Como cozinheiro, meu propósito é criar sabores e combinações; quanto mais diversos e inusitados forem, mais surpreendente é o resultado. No entanto, cuidar do sabor é apenas uma etapa no processo criativo.
Há algum tempo, minha esposa e eu organizamos um jantar como chefs particulares. Utilizamos um espaço nos fundos da casa como área de recreação, que era muito confortável e acolhedor. Gastamos alguns dias para deixar tudo pronto, compramos algumas coisas novas, mudamos um pouco a decoração de lugar, investimos na iluminação e convidamos algumas amigas e familiares para o evento.
O momento mais desafiador chegou: definir o cardápio. Fiquei responsável pela entrada e prato principal. Iniciei o estudo das receitas, pesquisando várias combinações de sabores. No entanto, não conseguia visualizar tudo junto e não tinha tempo para comprar todos os ingredientes e fazer os preparos várias vezes, montando e remontando, até chegar ao formato final do empratamento. Precisava de uma solução rápida, sem alterar o orçamento.

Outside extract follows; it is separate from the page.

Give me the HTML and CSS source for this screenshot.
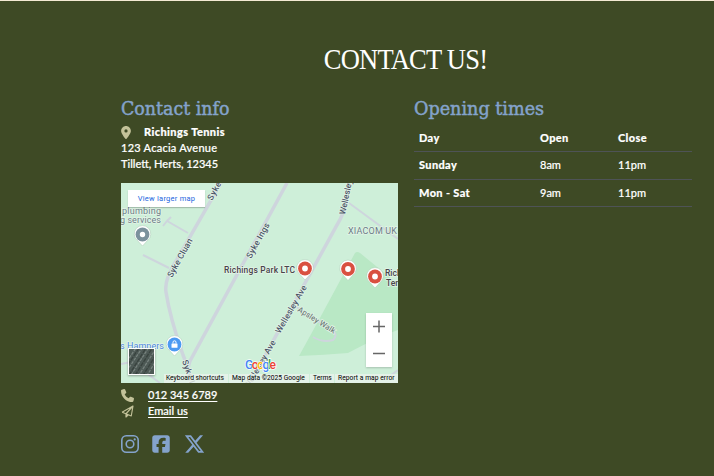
FILE: index.html
```html
<!DOCTYPE html>
<html lang="en">
<head>
<meta charset="utf-8">
<title>Contact us</title>
<link rel="stylesheet" href="styles.css">
</head>
<body>
<section class="contact">
  <h1>CONTACT US!</h1>
  <div class="columns">
    <div class="info">
      <h2 class="info-title">Contact info</h2>
      <address>
        <div class="line"><svg class="icon pin" viewBox="0 0 384 512"><path d="M215.700 499.200C267 435 384 279.400 384 192C384 86 298 0 192 0S0 86 0 192c0 87.400 117 243 168.300 307.200c12.300 15.300 35.100 15.300 47.400 0zM192 128a64 64 0 1 1 0 128 64 64 0 1 1 0-128z"/></svg><strong>Richings Tennis</strong></div>
        <div class="line"><span class="street">123 Acacia Avenue</span></div>
        <div class="line"><span class="town">Tillett, Herts, 12345</span></div>
      </address>
      <div class="map">
        <svg class="map-art" viewBox="121 183 277 200">
          <rect x="121" y="183" width="277" height="200" fill="#ceefd9"/>
          <path d="M355 253q2-2 5 0l38 31v46q-18 6-50 23q-24 2-49 3l22-40z" fill="#b9e8c5"/>
          <g class="roads">
            <path d="M221 183L176 261Q164 280 166 292Q170 318 183 355Q187 365 191 376"/>
            <path d="M287 183L190 361Q186 370 191 383"/>
            <path d="M348 183L347 198Q345 212 337 225L250 383"/>
            <path class="minor" d="M349 203L398 239M188 233L167 221L163 226M167 221L171 217M169 268L143 255M292 304L319 322Q342 332 333 340Q323 343 313 337M121 364l16-3M145 372l15 11M390 376l8-6"/>
          </g>
          <g class="street-name">
            <text transform="translate(212 201) rotate(-61)" textLength="31">Syke Cl</text>
            <text transform="translate(172 278) rotate(-61)" textLength="43">Syke Cluan</text>
            <text transform="translate(251 259) rotate(-61)" textLength="39">Syke Ings</text>
            <text transform="translate(345 215) rotate(-78)" textLength="47">Wellesley Av</text>
            <text transform="translate(280 334) rotate(-60)" textLength="54">Wellesley Ave</text>
            <text transform="translate(249 389) rotate(-60)" textLength="54">Wellesley Ave</text>
            <text transform="translate(182 361) rotate(71)" textLength="39">Syke Ings</text>
            <text class="gray" transform="translate(297 311) rotate(32)" textLength="43">Apsley Walk</text>
          </g>
          <g class="place">
            <text x="122" y="214" textLength="39">plumbing</text>
            <text x="120" y="223" textLength="41">g services</text>
            <text class="xia" x="348" y="234" textLength="49">XIACOM UK</text>
            <text class="dark" x="224" y="273" textLength="71">Richings Park LTC</text>
            <text class="dark" x="385" y="276">Richings</text>
            <text class="dark" x="386" y="286">Tennis</text>
            <text class="blue" x="120" y="349" textLength="44">s Hampers</text>
          </g>
          <defs>
            <g id="marker"><path d="M0 11L-5 5.500A8.300 8.300 0 1 1 5 5.500z" fill="#fff" stroke="#a8c9b2" stroke-width=".5"/><circle r="6.900" cy="-.5"/></g>
          </defs>
          <g fill="#7b919c"><use href="#marker" x="142.500" y="235"/></g>
          <g fill="#d95040"><use href="#marker" x="305" y="269"/><use href="#marker" x="348" y="269.500"/><use href="#marker" x="375" y="277"/></g>
          <g fill="#4c9af2"><use href="#marker" x="174.500" y="345"/></g>
          <g fill="#fff"><circle cx="142.500" cy="234.500" r="2.700"/><circle cx="305" cy="268.500" r="2.900"/><circle cx="348" cy="269" r="2.900"/><circle cx="375" cy="276.500" r="2.900"/><rect x="171.500" y="343.500" width="6" height="4.200" rx=".5"/></g>
          <path d="M173 343.500v-1.200a1.500 1.500 0 0 1 3 0v1.200" fill="none" stroke="#fff"/>
          <text class="google" x="245" y="369" textLength="31"><tspan fill="#4285f4">G</tspan><tspan fill="#ea4335">o</tspan><tspan fill="#fbbc05">o</tspan><tspan fill="#4285f4">g</tspan><tspan fill="#34a853">l</tspan><tspan fill="#ea4335">e</tspan></text>
        </svg>
        <a class="larger">View larger map</a>
        <svg class="satellite" viewBox="0 0 24 24"><path fill="#4d5955" d="M0 0h24v24H0z"/><path d="M-2 12L8-3M-2 21L14-3M2 25L20-3M9 26L25 1M17 26L26 11" stroke="#78837f" stroke-width="1.200" stroke-dasharray="3 1"/><path d="M-1 15L11-3M0 25L17-2M6 25L23-2M13 26L25 7" stroke="#39433f" stroke-width="1.300" stroke-dasharray="4 1"/></svg>
        <div class="zoom"><svg viewBox="0 0 26 54"><path d="M7 13.500h12M13 7.500v12M7 40.500h12" stroke="#666" stroke-width="1.500"/></svg></div>
        <div class="legal"><span class="keys">Keyboard shortcuts</span><span class="data">Map data ©2025 Google</span><span class="terms">Terms</span><span class="report">Report a map error</span></div>
      </div>
      <div class="line link"><svg class="icon phone" viewBox="0 0 512 512"><path transform="matrix(-1 0 0 1 512 0) matrix(-1 0 0 1 512 0)" d="M164.900 24.600c-7.700-18.600-28-28.500-47.400-23.200l-88 24C12.100 30.200 0 46 0 64C0 311.400 200.600 512 448 512c18 0 33.800-12.100 38.600-29.500l24-88c5.300-19.400-4.600-39.700-23.200-47.400l-96-40c-16.300-6.800-35.200-2.100-46.300 11.600L304.700 368C234.300 334.700 177.300 277.700 144 207.300L193.300 167c13.700-11.200 18.400-30 11.600-46.300l-40-96z"/></svg><a class="tel">012 345 6789</a></div>
      <div class="line link"><svg class="icon phone" viewBox="0 0 26 26"><path d="M2 14.500L24 2L20.500 22L10 17.500V24L14.500 19.500M2 14.500L10 17.500L24 2" fill="none" stroke="#c3c299" stroke-width="2.300" stroke-linejoin="round"/></svg><a class="email">Email us</a></div>
      <div class="social">
        <svg viewBox="0 0 18 18"><rect x=".8" y=".8" width="16.400" height="16.400" rx="4.500" fill="none" stroke="#84a3cb" stroke-width="1.600"/><circle cx="9" cy="9" r="3.800" fill="none" stroke="#84a3cb" stroke-width="1.600"/><circle cx="13.700" cy="4.400" r="1.100"/></svg>
        <svg viewBox="0 0 448 512" class="fb"><path d="M64 32C28.700 32 0 60.700 0 96v320c0 35.300 28.700 64 64 64h98.200V334.200h-52.800V256h52.800v-33.700c0-87.100 39.400-127.500 125-127.500c16.200 0 44.200 3.200 55.700 6.400V172c-6-.6-16.500-1-29.600-1c-42 0-58.200 15.900-58.200 57.200V256h83.600l-14.400 78.200h-69.300V480H384c35.300 0 64-28.700 64-64V96c0-35.300-28.700-64-64-64z"/></svg>
        <svg viewBox="30 46 452 420" class="x"><path d="M389.200 48h70.600L305.600 224.200 487 464H345L233.700 318.600 106.500 464H35.800L200.700 275.500 26.800 48h145.600l100.500 132.900zm-24.800 373.800h39.100L151.100 88h-42z"/></svg>
      </div>
    </div>
    <div class="times">
      <h2 class="times-title">Opening times</h2>
      <table>
        <thead><tr><th class="c1">Day</th><th class="c2">Open</th><th>Close</th></tr></thead>
        <tbody>
          <tr><th>Sunday</th><td>8am</td><td>11pm</td></tr>
          <tr><th>Mon - Sat</th><td>9am</td><td>11pm</td></tr>
        </tbody>
      </table>
    </div>
  </div>
</section>
</body>
</html>
```
FILE: styles.css
```css
* { box-sizing: border-box; }
body { margin: 0; height: 476px; overflow: hidden; background: #3e4a25; border-top: 1px solid #f4ead4; color: #fff; font: 11px/16px Lato, "Open Sans", sans-serif; }
.contact { width: 571px; margin-left: 121px; padding-top: 39px; }
h1, h2 { margin: 0; font-family: "Liberation Serif", serif; font-weight: 400; }
h1 { height: 39px; font-size: 30px; line-height: 38px; text-align: center; letter-spacing: -.9px; transform: translateX(-1px) scaleX(.885); }
.columns { display: grid; grid-template-columns: 277px 278px; column-gap: 16px; padding-top: 17px; }
h2 { height: 28px; font: 400 19px/24px "DejaVu Serif Condensed", "DejaVu Serif", serif; font-stretch: condensed; color: #84a3cb; white-space: nowrap; transform-origin: left; -webkit-text-stroke: .45px #84a3cb; }
.info-title { transform: scaleX(1.02); }
.times-title { transform: scaleX(1.03); }
address { font-style: normal; }
.line { display: flex; height: 16px; align-items: center; white-space: nowrap; font-weight: 500; -webkit-text-stroke: .2px #fff; }
.icon { fill: #c3c299; -webkit-text-stroke: 0; }
.pin { width: 10px; height: 13px; margin-right: 13px; }
strong { font-weight: 900; letter-spacing: .4px; }
.street { letter-spacing: .25px; }
.map { position: relative; width: 277px; height: 200px; margin: 11px 0 4px; overflow: hidden; font-family: Roboto, sans-serif; }
.map-art { display: block; width: 277px; height: 200px; }
.roads path { fill: none; stroke: #ced5dd; stroke-width: 3.5; }
.roads .minor { stroke-width: 2; }
.map text { font-family: Roboto, sans-serif; font-size: 9px; paint-order: stroke; stroke: #e4f5e8; stroke-width: 1.300px; }
.street-name text { fill: #4b5467; font-weight: 500; font-size: 8.500px; }
.street-name .gray { fill: #71807c; font-size: 8px; }
.place text { fill: #6c7c87; }
.place .dark { fill: #49444a; font-weight: 500; font-size: 8.500px; }
.place .blue { fill: #4d86e2; }
.map .google { font-size: 12px; font-weight: 500; stroke: #fff; }
.larger { position: absolute; left: 7px; top: 7px; width: 77px; height: 17px; background: #fff; color: #1b66de; font-size: 7.500px; line-height: 17px; text-align: center; letter-spacing: .25px; box-shadow: 0 1px 1px #0003; }
.satellite { position: absolute; left: 7px; top: 165px; width: 27px; height: 27px; border: 1.500px solid #fff; box-shadow: 0 1px 2px #0005; }
.zoom { position: absolute; left: 245px; top: 130px; width: 26px; height: 54px; background: #fff; box-shadow: 0 1px 2px #0003; }
.zoom svg { display: block; }
.legal { position: absolute; right: 0; bottom: 0; display: flex; height: 9px; width: 234px; color: #000; font-size: 6.700px; line-height: 9px; white-space: nowrap; }
.legal span { background: #eaf3ebcc; padding-left: 3px; border-right: 1px solid #ceefd9; }
.keys { width: 65px; }
.legal .keys { padding-left: 2px; }
.data { width: 81px; }
.terms { width: 25px; padding-left: 4px; }
.legal .report { width: 63px; border: 0; letter-spacing: .04px; }
.link .icon { width: 13px; height: 13px; margin-right: 14px; }
.link a { text-decoration: underline; text-underline-offset: 1.500px; }
.social { display: flex; align-items: center; margin-top: 16px; height: 18px; fill: #84a3cb; }
.social svg { width: 18px; height: 18px; }
.social .fb { width: 18px; height: 20px; margin-left: 13px; }
.social .x { width: 19px; margin-left: 15px; }
table { width: 278px; border-collapse: collapse; table-layout: fixed; margin-top: 0; }
tr { height: 27.500px; border-bottom: 1px solid #4e5356; }
th, td { padding: 0 0 0 5px; text-align: left; font-weight: 500; -webkit-text-stroke: .15px #fff; }
th { font-weight: 900; letter-spacing: .35px; }
.c1 { width: 121px; }
.c2 { width: 78px; }
```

Durante a faculdade de gastronomia, costumava esboçar em papel e caneta as minhas criações, algo natural para mim. Minha primeira formação é em arquitetura, e tenho experiência com ilustrações. Recentemente, participei de alguns projetos para embalagens de datas comemorativas, como Páscoa e Dia das Mães. Desta vez, queria fazer de uma forma um pouco diferente. Queria ver as cores e texturas, então utilizei o iPad como ferramenta. Comecei a esboçar alguns modelos, fazer anotações e definir os acabamentos.
Dediquei algum tempo escolhendo os formatos principais de cada elemento que iria compor cada etapa da refeição. Após definir tudo, passei a como combiná-los e sistematizar a montagem final.
Criei dois pratos: uma entrada, em destaque uma torre de folhas verdes (alface, alface roxa e rúcula) com maçã verde, maxixe, cebola roxa, tomate cereja e croutons, deitados em um creme de tomate com especiarias. Para o prato principal, escolhi um ragu de costelinha de porco com laranja, creme de milho com parmesão, sobre uma farofa de maçã verde, bacon, cebola roxa e queijo coalho.
A vantagem do meio digital é a velocidade de criar e recriar os desenhos instantaneamente, usando cores e texturas. Além disso, percebi que essa prática ajudou na escolha das técnicas de cocção e finalização do prato.
Usar o desenho como ferramenta de gastronomia me auxiliou na visualização de todo o processo, permitindo criar as etapas do cozimento, do empratamento e da montagem sem a necessidade de realizar todos os testes na cozinha. Esta atividade auxiliou na escolha das técnicas de cocção que vou usar em cada ingrediente, entender cada passo, o corte e formatos que aplicaria a cada elemento.
Outro ponto positivo foi a visualização do prato pela equipe, pois era necessário entender a receita, buscando uma montagem organizada e segura, identificando o que seria essencial em cada etapa do preparo e o que deveria ser finalizado no momento.
Naquele momento, utilizei o aplicativo Sketchbook (grátis), há outros à disposição como Photoshop, Canvas, Ibis, etc. Atualmente, utilizo o Procreate. O interessante é a possibilidade que tenho de criar camadas (layers). Dessa maneira, posso manter o desenho em uma camada e seguir fazendo comentários e descrições separadamente em outras camadas. Isso permite manter todas as informações a salvo e próximas, facilitando na organização das receitas e no uso do espaço, sem a necessidade de ter cadernos ou fichários.
Não precisa ser artista ou criar desenhos realísticos detalhados. O importante é se expressar e entender visualmente a montagem do prato. Este é um exercício que visa acelerar o processo, facilitar as decisões, diminuir o custo e melhorar o produto final.
Assim como na cozinha, quanto mais praticar o desenho à mão-livre, maior será a facilidade para utilizar a ilustração como uma ferramenta gastronômica. Desenhar amplia a liberdade criativa e gestual. Para mim, este método é tão importante que o utilizo diariamente, inclusive para fazer anotações e melhorar as receitas. Não uso esse modelo apenas para descrever uma receita, mas busco, por meio da diagramação visual do prato, uma maneira de conhecê-lo e aperfeiçoá-lo.